Why America’s non-racist, humane culture must be solidified
[Editor’s note: Following the latest shootings in the United States, this column has been updated and republished]
Our homes were bombed and our jobs were threatened. Some of us were expelled from college or run out of town. Peaceful, nonviolent protesters were trampled by horses, struck with bull whips, beaten with nightsticks, arrested and taken to jail. Some were shot and even killed, but we buried our dead and kept on coming. We knew we would not stop; we would never turn back until we tore down the walls of legalized segregation. We didn’t have a cell phone. We didn’t have a website. We didn’t have a computer or even a fax machine, but we used what we had. We had ourselves, so we put our bodies on the line to make a difference in our society. We were just ordinary people with an extraordinary vision, imbued with the discipline and philosophy of nonviolence. We were convinced that if we adhered to the way of nonviolence as taught by Martin Luther King Jr. and Mahatma Gandhi, we could produce an all-inclusive world society — a Beloved Community — based on simple justice that values the dignity and worth of every human being.
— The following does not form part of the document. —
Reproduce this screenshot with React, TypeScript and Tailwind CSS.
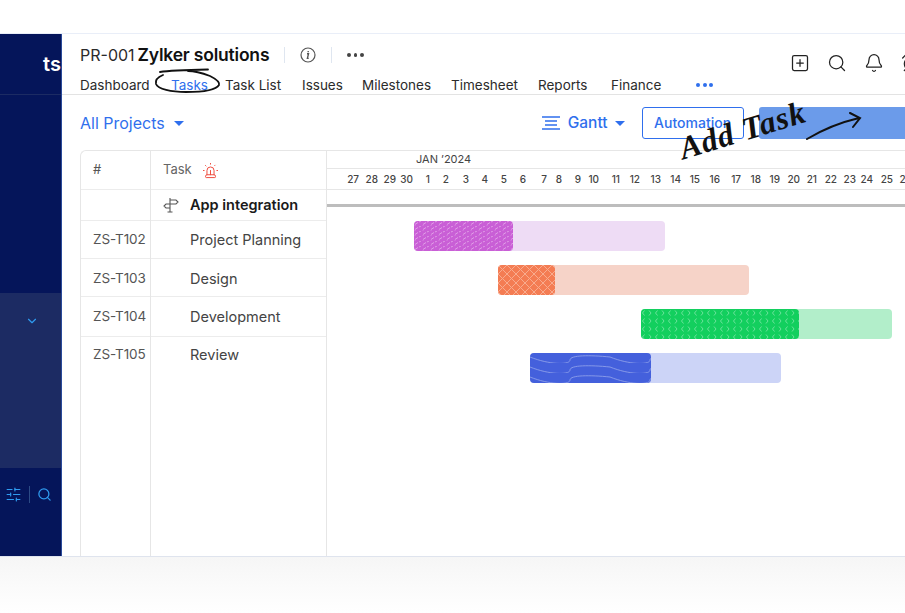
import { AlarmClock, Bell, ChevronDown, Search, Siren, SlidersHorizontal, SquarePlus } from "lucide-react"

const tabs = [
    { label: "Dashboard", className: "w-[89px] text-[#2b2b2b]" },
    { label: "Tasks", className: "w-[56px] text-[#2f6fed]" },
    { label: "Task List", className: "w-[77px] text-[#2b2b2b]" },
    { label: "Issues", className: "w-[60px] text-[#2b2b2b]" },
    { label: "Milestones", className: "w-[89px] text-[#2b2b2b]" },
    { label: "Timesheet", className: "w-[87px] text-[#2b2b2b]" },
    { label: "Reports", className: "w-[73px] text-[#2b2b2b]" },
    { label: "Finance", className: "w-[85px] text-[#2b2b2b]" },
]

const days: [string, number][] = [
    ["27", 32], ["28", 19], ["29", 18], ["30", 17], ["1", 17], ["2", 19], ["3", 20], ["4", 19], ["5", 19], ["6", 19],
    ["7", 21], ["8", 15], ["9", 19], ["10", 18], ["11", 21], ["12", 20], ["13", 21], ["14", 20], ["15", 19], ["16", 20],
    ["17", 21], ["18", 20], ["19", 19], ["20", 20], ["21", 17], ["22", 20], ["23", 19], ["24", 17], ["25", 20], ["26", 19],
]

const tasks = [
    { id: "ZS-T102", name: "Project Planning", className: "h-[38px] pt-[8px]" },
    { id: "ZS-T103", name: "Design", className: "h-[38px] pt-[9px]" },
    { id: "ZS-T104", name: "Development", className: "h-[40px] pt-[9px]" },
    { id: "ZS-T105", name: "Review", className: "flex-1 pt-[7px]" },
]

const Pattern = ({ id, children, size }: { id: string; children: React.ReactNode; size: [number, number] }) => (
    <svg className="block h-full w-full" aria-hidden="true">
        <defs>
            <pattern id={id} width={size[0]} height={size[1]} patternUnits="userSpaceOnUse">
                {children}
            </pattern>
        </defs>
        <rect width="100%" height="100%" fill={`url(#${id})`} />
    </svg>
)

const GanttBar = ({ rowClass, lightClass, darkClass, children }: { rowClass: string; lightClass: string; darkClass: string; children: React.ReactNode }) => (
    <div className={`h-[30px] rounded-[4px] ${rowClass} ${lightClass}`}>
        <div className={`h-full overflow-hidden rounded-[4px] ${darkClass}`}>{children}</div>
    </div>
)

export default function App() {
    return (
        <div className="flex h-[613px] w-[905px] flex-col overflow-hidden bg-white font-['Inter',sans-serif]">
            <div className="h-[34px] shrink-0 border-b border-[#e9eef8]" />
            <div className="flex h-[523px] shrink-0 border-b border-[#dfe4ee]">
                <aside className="flex w-[62px] shrink-0 flex-col border-r border-[#2a4a9a] bg-[#05155a]">
                    <div className="flex h-[61px] shrink-0 items-center justify-end border-b border-[#1c2b63] pr-[47px]">
                        <span className="-mr-[47px] w-[47px] text-[20px] leading-none font-semibold text-white [direction:rtl]">ts</span>
                    </div>
                    <div className="h-[198px] shrink-0" />
                    <div className="h-[175px] shrink-0 bg-[#1c2b63] pt-[21px] pl-[25px]">
                        <ChevronDown size={14} strokeWidth={2} className="text-[#2f9bf0]" />
                    </div>
                    <div className="flex items-center pt-[18px] pl-[5px]">
                        <SlidersHorizontal size={17} strokeWidth={1.6} className="text-[#2f9bf0]" />
                        <div className="mx-[7px] h-[17px] w-px bg-[#2c4b86]" />
                        <Search size={15} strokeWidth={2} className="text-[#2f9bf0]" />
                    </div>
                </aside>

                <main className="flex min-w-0 flex-1 flex-col">
                    <header className="relative h-[61px] shrink-0 border-b border-[#e3e3e3] pl-[18px]">
                        <div className="flex h-[41px] items-center pt-[1px]">
                            <span className="text-[16px] text-[#2b2b2b]">PR-001</span>
                            <span className="ml-[3px] text-[17.5px] font-semibold tracking-[-0.2px] text-[#111]">Zylker solutions</span>
                            <div className="mx-[15px] h-[16px] w-px bg-[#dfe6f0]" />
                            <svg width="16" height="16" viewBox="0 0 16 16" className="text-[#555]" aria-hidden="true">
                                <circle cx="8" cy="8" r="7" fill="none" stroke="currentColor" strokeWidth="1.2" />
                                <path d="M7 6.8h1.5L7.4 11.4h1.3M8.2 4.1v1.2" fill="none" stroke="currentColor" strokeWidth="1.4" />
                            </svg>
                            <div className="mx-[15px] h-[16px] w-px bg-[#dfe6f0]" />
                            <div className="flex gap-[3px]">
                                <span className="size-[3.5px] rounded-full bg-[#444]" />
                                <span className="size-[3.5px] rounded-full bg-[#444]" />
                                <span className="size-[3.5px] rounded-full bg-[#444]" />
                            </div>
                        </div>
                        <nav className="flex items-center text-[13.5px] leading-[20px]">
                            {tabs.map((t) => (
                                <span key={t.label} className={`shrink-0 ${t.className} ${t.label === "Tasks" ? "pl-[2px]" : ""}`}>
                                    {t.label}
                                </span>
                            ))}
                            <div className="flex gap-[2.5px]">
                                <span className="size-[4px] rounded-full bg-[#2f6fed]" />
                                <span className="size-[4px] rounded-full bg-[#2f6fed]" />
                                <span className="size-[4px] rounded-full bg-[#2f6fed]" />
                            </div>
                        </nav>
                        <div className="absolute top-[19px] left-[728px] flex gap-[17px] text-[#222]">
                            <SquarePlus size={20} strokeWidth={1.5} />
                            <Search size={20} strokeWidth={1.5} />
                            <Bell size={20} strokeWidth={1.5} />
                            <AlarmClock size={20} strokeWidth={1.5} />
                        </div>
                        {/* hand drawn ring around the Tasks tab */}
                        <svg className="absolute top-[34px] left-[91px]" width="70" height="28" viewBox="0 0 70 28" fill="none" aria-hidden="true">
                            <path d="M7 4c9-1.5 22-2 48-2.500M10 7C5 9 2 12 3 16c2 5 15 8 30 8 15 0 30-2 33-7 1-3-3-6-9-9-8-3-16-5-22-5" stroke="#111" strokeWidth="1.8" strokeLinecap="round" />
                        </svg>
                    </header>

                    <div className="relative flex h-[55px] shrink-0 items-center pt-[-1px] pl-[18px]">
                        <span className="text-[16px] text-[#2f6fed]">All Projects</span>
                        <span className="mt-[2px] ml-[9px] h-0 w-0 border-x-[5px] border-t-[5px] border-x-transparent border-t-[#2f6fed]" />
                        <svg className="ml-[358px]" width="18" height="14" viewBox="0 0 18 14" stroke="#2f6fed" strokeWidth="1.4" aria-hidden="true">
                            <path d="M0 1h18M3 5h12M3 9h12M0 13h18" />
                        </svg>
                        <span className="ml-[8px] text-[15.5px] font-medium text-[#2f6fed]">Gantt</span>
                        <span className="mt-[2px] ml-[7px] h-0 w-0 border-x-[5px] border-t-[5px] border-x-transparent border-t-[#2f6fed]" />
                        <div className="ml-[17px] flex h-[32px] w-[102px] shrink-0 items-center justify-center rounded-[3px] border border-[#2f6fed] text-[14px] font-medium text-[#2f6fed]">
                            Automation
                        </div>
                        <div className="ml-[15px] h-[32px] flex-1 rounded-l-[3px] bg-[#6b9bea]" />
                    </div>

                    <div className="ml-[18px] flex min-h-0 flex-1 rounded-tl-[6px] border-t border-l border-[#e6e6e6]">
                        <div className="flex w-[70px] shrink-0 flex-col border-r border-[#e6e6e6] text-[#555]">
                            <div className="flex h-[39px] items-center border-b border-[#ececec] pl-[12px] text-[13px]">#</div>
                            <div className="h-[31px] border-b border-[#ececec]" />
                            {tasks.map((t) => (
                                <div key={t.id} className={`border-b border-[#ececec] pl-[12px] text-[13.5px] tracking-[-0.1px] last:border-b-0 ${t.className}`}>
                                    {t.id}
                                </div>
                            ))}
                        </div>
                        <div className="flex w-[176px] shrink-0 flex-col border-r border-[#e6e6e6]">
                            <div className="flex h-[39px] items-center gap-[10px] border-b border-[#ececec] pl-[12px] text-[13px] text-[#666]">
                                Task
                                <Siren size={17} strokeWidth={1.4} className="text-[#ef4c3f]" />
                            </div>
                            <div className="flex h-[31px] items-center border-b border-[#ececec] pl-[12px]">
                                <svg width="16" height="16" viewBox="0 0 16 16" fill="none" stroke="#555" strokeWidth="1.1" aria-hidden="true">
                                    <path d="M7 1v14M4.500 15h5M7 3h6l2 2-2 2H7M7 7H3L1 9l2 2h4" />
                                </svg>
                                <span className="ml-[11px] text-[14.5px] font-semibold text-[#1a1a1a]">App integration</span>
                            </div>
                            {tasks.map((t) => (
                                <div key={t.id} className={`border-b border-[#ececec] pl-[39px] text-[14.5px] text-[#444] last:border-b-0 ${t.className}`}>
                                    {t.name}
                                </div>
                            ))}
                        </div>

                        <div className="min-w-0 flex-1 overflow-hidden">
                            <div className="h-[18px] border-b border-[#e6e6e6] pl-[89px] text-[11px] leading-[17px] text-[#444]">JAN ’2024</div>
                            <div className="flex h-[21px] items-center border-b border-[#e6e6e6] text-[10px] font-medium text-[#444]">
                                {days.map(([d, w]) => (
                                    <span key={d} className="shrink-0 text-right" style={{ width: w }}>
                                        {d}
                                    </span>
                                ))}
                            </div>
                            <div className="mt-[14px] h-[3px] bg-[#bdbdbd]" />
                            <div className="mt-[14px] flex flex-col gap-[14px]">
                                <GanttBar rowClass="ml-[87px] w-[251px]" lightClass="bg-[#eedcf5]" darkClass="w-[99px] bg-[#c95fd6]">
                                    <Pattern id="dots" size={[8, 5]}>
                                        <path d="M1 3.500l3-2M5 1l2-1M0 5.500l1-1" stroke="#e09ee6" strokeWidth="1" />
                                    </Pattern>
                                </GanttBar>
                                <GanttBar rowClass="ml-[171px] w-[251px]" lightClass="bg-[#f6d3c8]" darkClass="w-[57px] bg-[#f47c53]">
                                    <Pattern id="cross" size={[9, 9]}>
                                        <path d="M0 0l9 9M9 0L0 9" stroke="#f8ab8e" strokeWidth="1" />
                                    </Pattern>
                                </GanttBar>
                                <GanttBar rowClass="ml-[314px] w-[251px]" lightClass="bg-[#b2eeca]" darkClass="w-[158px] bg-[#13cf5e]">
                                    <Pattern id="chev" size={[13, 8]}>
                                        <path d="M3.500 1.500L1.500 4l2 2.500M8 1.500L10 4l-2 2.500" fill="none" stroke="#73e3a0" strokeWidth="0.9" />
                                    </Pattern>
                                </GanttBar>
                                <GanttBar rowClass="ml-[203px] w-[251px]" lightClass="bg-[#ccd4f7]" darkClass="w-[121px] bg-[#4460dc]">
                                    <Pattern id="wave" size={[80, 10]}>
                                        <path d="M0 4c20 8 40 8 40 3s20-5 40-3" fill="none" stroke="#8497e8" strokeWidth="1" />
                                    </Pattern>
                                </GanttBar>
                            </div>
                        </div>
                    </div>
                </main>
            </div>
            <div className="flex-1 bg-gradient-to-b from-[#f6f6f6] to-white" />

            {/* hand written note over the toolbar */}
            <span className="absolute top-[133px] left-[680px] origin-left -rotate-[17deg] font-['Liberation_Serif',serif] text-[32px] leading-none font-bold tracking-[1px] text-[#111] italic">
                Add Task
            </span>
            <svg className="absolute top-[112px] left-[804px]" width="60" height="30" viewBox="0 0 60 30" fill="none" stroke="#111" strokeWidth="2" strokeLinecap="round" aria-hidden="true">
                <path d="M3 27C18 18 38 10 55 6M46 1l10 5-7 9" />
            </svg>
        </div>
    )
}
Congressman John Lewis, Road to Freedom: Photographs of the Civil Rights Movement, 1956-1968, High Museum of Art, Atlanta
I still remember the tears and the anguish I felt when I saw the exhibit, “Breach of Peace: Photographs of Freedom Riders,” by Eric Etheridge on April 2010 at the Skirball Museum in Los Angeles.
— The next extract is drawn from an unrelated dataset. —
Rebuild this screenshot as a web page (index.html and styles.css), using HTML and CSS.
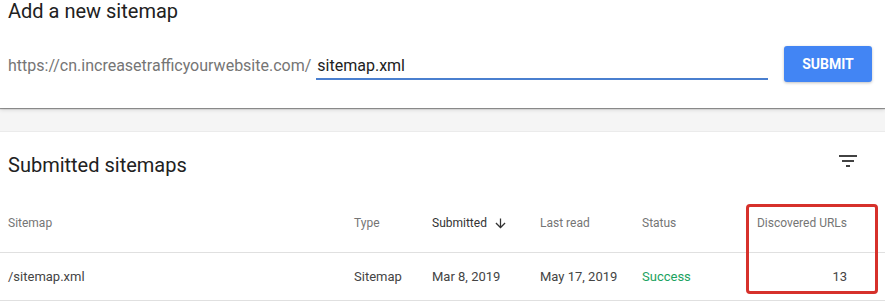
FILE: index.html
```html
<!DOCTYPE html>
<html>
<head>
<meta charset="utf-8">
<link rel="stylesheet" href="styles.css">
</head>
<body>
<section class="card add-card">
  <h1 class="card-title top-title">Add a new sitemap</h1>
  <div class="add-form">
    <span class="prefix">https://cn.increasetrafficyourwebsite.com/</span>
    <div class="url-input">sitemap.xml</div>
    <button class="submit-btn">SUBMIT</button>
  </div>
</section>
<section class="card list-card">
  <div class="list-head">
    <h2 class="card-title">Submitted sitemaps</h2>
    <svg class="filter-icon" viewBox="0 0 24 24" width="24" height="24"><path d="M10 18h4v-2h-4v2zM3 6v2h18V6H3zm3 7h12v-2H6v2z" fill="#424242"/></svg>
  </div>
  <div class="table">
    <div class="row head-row">
      <div class="cell">Sitemap</div>
      <div class="cell">Type</div>
      <div class="cell sorted">Submitted <svg class="sort-arrow" viewBox="0 0 24 24" width="15" height="15"><path d="M20 12l-1.41-1.41L13 16.17V4h-2v12.17l-5.58-5.59L4 12l8 8 8-8z" fill="#333"/></svg></div>
      <div class="cell">Last read</div>
      <div class="cell">Status</div>
      <div class="cell num">Discovered URLs</div>
    </div>
    <div class="row data-row">
      <div class="cell">/sitemap.xml</div>
      <div class="cell">Sitemap</div>
      <div class="cell">Mar 8, 2019</div>
      <div class="cell">May 17, 2019</div>
      <div class="cell success">Success</div>
      <div class="cell num">13</div>
    </div>
  </div>
  <div class="highlight"></div>
</section>
</body>
</html>
```

FILE: styles.css
```css
* { box-sizing: border-box; }
html, body { margin: 0; padding: 0; }
body {
  background: #f5f5f5;
  font-family: Roboto, "Liberation Sans", Arial, sans-serif;
  width: 885px;
  height: 302px;
  overflow: hidden;
}
.card {
  background: #fff;
}
.card-title {
  margin: 0;
  font-size: 20px;
  line-height: 20px;
  font-weight: 400;
  color: #212121;
}
.top-title {
  line-height: 24px;
  margin-top: -1px;
}
.add-card {
  display: flex;
  flex-direction: column;
  padding: 0 13px 0 8px;
  height: 108px;
  box-shadow: 0 1px 1px rgba(0,0,0,0.38), 0 2px 4px rgba(0,0,0,0.12);
  position: relative;
  z-index: 1;
}
.add-form {
  margin-top: 23px;
  display: flex;
  align-items: flex-start;
  height: 36px;
}
.prefix {
  padding-top: 10px;
  font-size: 16px;
  line-height: 20px;
  color: #757575;
  white-space: nowrap;
}
.url-input {
  flex: 1;
  margin-left: 5px;
  margin-right: 16px;
  padding: 10px 0 2px 1px;
  font-size: 16px;
  line-height: 20px;
  color: #212121;
  border-bottom: 2px solid #4a7fcf;
}
.submit-btn {
  width: 88px;
  height: 36px;
  border: 0;
  border-radius: 3px;
  background: #4285f4;
  color: #fff;
  font-family: Roboto, "Liberation Sans", Arial, sans-serif;
  font-weight: 700;
  font-size: 14px;
  box-shadow: 0 1px 3px rgba(0,0,0,0.25);
  padding: 0;
}
.list-card {
  margin-top: 23px;
  border-top: 1px solid #ebebeb;
  height: 171px;
  position: relative;
}
.list-head {
  display: flex;
  justify-content: space-between;
  align-items: flex-start;
  padding: 23px 25px 0 8px;
}
.filter-icon {
  margin-top: -6px;
  display: block;
}
.row {
  display: grid;
  grid-template-columns: 346px 78px 108px 102px 1fr auto;
  padding: 0 38px 0 8px;
  border-bottom: 1px solid #e0e0e0;
}
.head-row {
  padding-top: 40px;
  padding-bottom: 21px;
  font-size: 12px;
  line-height: 16px;
  color: #757575;
}
.data-row {
  padding-top: 16px;
  padding-bottom: 15px;
  font-size: 13px;
  line-height: 16px;
  color: #444;
}
.cell { white-space: nowrap; }
.sorted {
  color: #333;
  display: flex;
  align-items: center;
}
.sort-arrow {
  margin-left: 6px;
  display: block;
}
.num { text-align: right; }
.success { color: #1aa260; }
.highlight {
  position: absolute;
  left: 746px;
  top: 72px;
  width: 132px;
  height: 90px;
  border: 3px solid #d6312b;
  border-radius: 4px;
}
```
Included were photographs taken by Joseph Postiglione (1922-1995), an American born in Italy. He took photos of young black men and women inside a burning Greyhound bus on May 14, 1961.
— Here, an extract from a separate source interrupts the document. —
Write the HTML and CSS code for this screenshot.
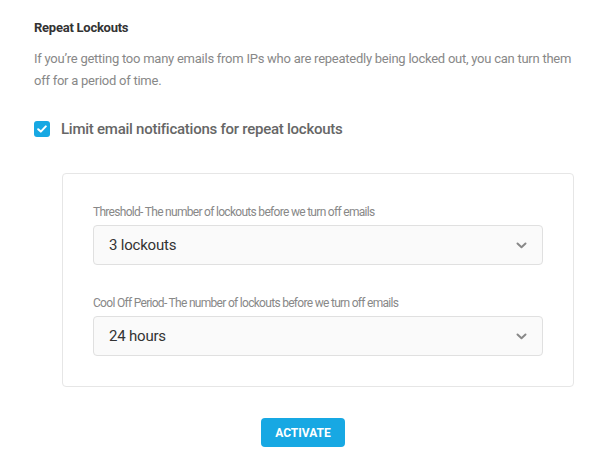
FILE: index.html
```html
<!DOCTYPE html>
<html>
<head>
<meta charset="utf-8">
<link rel="stylesheet" href="styles.css">
</head>
<body>
<div class="page">
  <h3 class="title">Repeat Lockouts</h3>
  <p class="desc">If you’re getting too many emails from IPs who are repeatedly being locked out, you can turn them off for a period of time.</p>
  <label class="check-row">
    <span class="checkbox">
      <svg width="10" height="8" viewBox="0 0 10 8"><path d="M1.2 4.2 L3.8 6.6 L8.8 1.4" fill="none" stroke="#fff" stroke-width="2" stroke-linecap="round" stroke-linejoin="round"/></svg>
    </span>
    <span class="check-label">Limit email notifications for repeat lockouts</span>
  </label>
  <div class="box">
    <div class="field">
      <div class="field-label">Threshold- The number of lockouts before we turn off emails</div>
      <div class="select"><span>3 lockouts</span>
        <svg class="chev" width="11" height="7" viewBox="0 0 11 7"><path d="M1.5 1.5 L5.5 5.2 L9.5 1.5" fill="none" stroke="#888" stroke-width="2" stroke-linecap="round" stroke-linejoin="round"/></svg>
      </div>
    </div>
    <div class="field">
      <div class="field-label">Cool Off Period- The number of lockouts before we turn off emails</div>
      <div class="select"><span>24 hours</span>
        <svg class="chev" width="11" height="7" viewBox="0 0 11 7"><path d="M1.5 1.5 L5.5 5.2 L9.5 1.5" fill="none" stroke="#888" stroke-width="2" stroke-linecap="round" stroke-linejoin="round"/></svg>
      </div>
    </div>
  </div>
  <div class="actions"><button class="btn">ACTIVATE</button></div>
</div>
</body>
</html>
```
FILE: styles.css
```css
html, body { margin: 0; padding: 0; background: #fff; }
body { font-family: Roboto, "Open Sans", sans-serif; }
.page { padding: 18px 38px 0 34px; }
.title { margin: 0; font-size: 13px; line-height: 20px; font-weight: 700; color: #333; letter-spacing: -0.25px; }
.desc { margin: 10px 0 0; font-size: 13px; line-height: 22px; color: #888; letter-spacing: -0.25px; }
.check-row { display: flex; align-items: center; gap: 11px; margin-top: 25px; height: 24px; }
.checkbox { width: 16px; height: 16px; border-radius: 3px; background: #17a8e3; display: flex; align-items: center; justify-content: center; }
.check-label { font-size: 15px; color: #666; font-weight: 500; letter-spacing: -0.25px; }
.box { margin: 32px 0 0 28px; width: 450px; border: 1px solid #e6e6e6; border-radius: 4px; padding: 30px; display: flex; flex-direction: column; gap: 30px; }
.field-label { font-size: 12px; line-height: 16px; color: #888; letter-spacing: -0.7px; }
.select { margin-top: 5px; height: 38px; border: 1px solid #e0e0e0; border-radius: 4px; background: #fafafa; display: flex; align-items: center; justify-content: space-between; padding: 0 15px 0 15px; font-size: 15px; color: #333; letter-spacing: -0.2px; }
.actions { display: flex; justify-content: center; margin-top: 31px; }
.btn { width: 84px; height: 29px; border: 0; border-radius: 4px; background: #17a8e3; color: #fff; font-family: Roboto, sans-serif; font-weight: 700; font-size: 12px; padding: 0; }
```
That day, May 14, 1961, was a quiet Mother’s Day in Anniston, Alabama, described by the companion Road to Freedom book: “A Greyhound bus travelling from Atlanta to Birmingham, carrying fourteen passengers (including reporter Moses Newson, covering the Freedom Rides fro the Baltimore Afro-American) pulled in to the terminal, where the station doors had been locked shut. The bus was immediately set upon by a mob led by a local Klansman named William Chappell, its tires slashed and windows smashed. There were no police in sight. When law enforcement finally arrived (after approximately twenty minutes), they gave the bus a cursory inspection for damage and ordered the driver, O.T. Jones of Birmingham, to leave the terminal, escorting him to the town limits, where the vehicle was left to the mercy of the following mob. The bus limped along the highway for about six miles before being forced off the road on the outskirts of Bynum by a convoy of cars and trucks that had grown to forty or fifty in number. The bus was stormed by the mob, the passengers were trapped inside, and the bus was firebombed. It was a scene of carnage. Postiglione captured the drama in a shocking series of pictures that until recently was known only through a handful of photographs that he made available to the news services. Two pictures were sold to AP and UPI and seven were reproduced the following day in the Anniston Star.”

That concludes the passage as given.